There’s even more confusing, hair-raising gear here too – like the magled TDK90 of ‘The Winner’ – surely a Graham Coxon fave, or ‘You and Me’ which takes the basis of ‘Twist and Shout’, twists harder and swops the shout for an atonal, heavily-accented horn of a voice dropping sweet/dumb platitudes like “I love you and I miss you” as if trying to disguise itself as part of the legit genre rather than a funhouse mirror reflection of the same.
A key thing: he doesn’t reach out to grab you necessarily, you have to meet him halfway.
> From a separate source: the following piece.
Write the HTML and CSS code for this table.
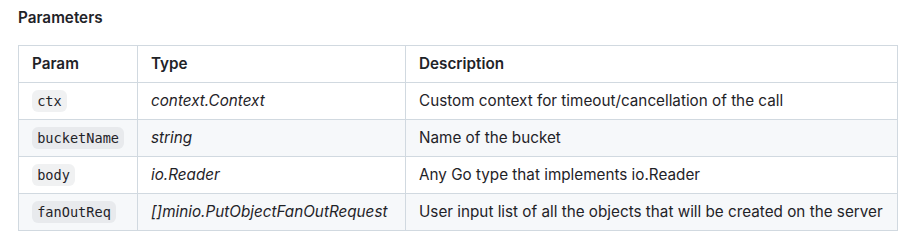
FILE: index.html
```
<!DOCTYPE html>
<html lang="en">
<head>
    <meta charset="UTF-8">
    <meta name="viewport" content="width=device-width, initial-scale=1.0">
    <title>Parameters</title>
    <link rel="stylesheet" href="styles.css">
</head>
<body>
    <main class="markdown-body">
        <h4>Parameters</h4>
        <table class="param-table">
            <colgroup>
                <col class="col-param">
                <col class="col-type">
                <col class="col-desc">
            </colgroup>
            <thead>
                <tr>
                    <th>Param</th>
                    <th>Type</th>
                    <th>Description</th>
                </tr>
            </thead>
            <tbody>
                <tr>
                    <td><code>ctx</code></td>
                    <td><em>context.Context</em></td>
                    <td>Custom context for timeout/cancellation of the call</td>
                </tr>
                <tr>
                    <td><code>bucketName</code></td>
                    <td><em>string</em></td>
                    <td>Name of the bucket</td>
                </tr>
                <tr>
                    <td><code>body</code></td>
                    <td><em>io.Reader</em></td>
                    <td>Any Go type that implements io.Reader</td>
                </tr>
                <tr>
                    <td><code>fanOutReq</code></td>
                    <td><em>[]minio.PutObjectFanOutRequest</em></td>
                    <td>User input list of all the objects that will be created on the server</td>
                </tr>
            </tbody>
        </table>
    </main>
</body>
</html>
```
FILE: styles.css
```
body {
    margin: 0;
    padding: 0;
    background-color: #ffffff;
    color: #1f2328;
    font-family: Inter, "Liberation Sans", sans-serif;
    font-size: 15.25px;
}

.markdown-body {
    padding: 8px 14px 0 18px;
}

.markdown-body h4 {
    margin: 0 0 17px 0;
    font-size: 15.25px;
    line-height: 20px;
    font-weight: 600;
}

.param-table {
    border-collapse: collapse;
    border-spacing: 0;
    width: 880px;
    table-layout: fixed;
}

.col-param {
    width: 119px;
}

.col-type {
    width: 268px;
}

.param-table th,
.param-table td {
    border: 1px solid #d1d9e0;
    padding: 6px 13px;
    height: 24px;
    line-height: 24px;
    text-align: left;
    white-space: nowrap;
}

.param-table th {
    font-weight: 600;
}

.param-table tbody tr:nth-child(2n) {
    background-color: #f6f8fa;
}

.param-table em {
    font-style: italic;
}

.param-table code {
    font-family: "DejaVu Sans Mono", "Liberation Mono", monospace;
    font-size: 13.6px;
    line-height: 1;
    padding: 0.25em 0.38em;
    background-color: rgba(129, 139, 152, 0.12);
    border-radius: 6px;
}
```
As colourful and vivid as some of his material is, it’s still somehow insulated, separate and at a slight distance from “casual” listening. Among the tougher trawls are the ominous ‘Hurry Up’ – the sound of a garage band drugged to the point of collapse but still fuelled by frustration – and the almost-emo (yep) of ‘Sentimental Ties’. There’s even a horrid nod to classic rock on ‘Little Man’, all complex metallic riffing, laser beam effects and bullshit lyrics. Urgh.
These are the aftershocks of modern music, ya know? The disturbed reverberation of the colour and sound that push into the mind through radio and TV over a lifetime. They’re out there on another plane with the poltergeists. Moore is up there with the space rabbits, in the sewer with the mutant turtles and all over everywhere else magpie-ing ideas and concepts, allowing his warped thoughts to turn into half-lit dreams.
Anyway, get to youtube and watch all of his amazing homemade videos. Then buy his debut proper (Phonography) and then get this to win over your mates with. They may think you’re fucked on drugs, but they may also think you’ve found your inner cartoon kid. And we all need one o’ those.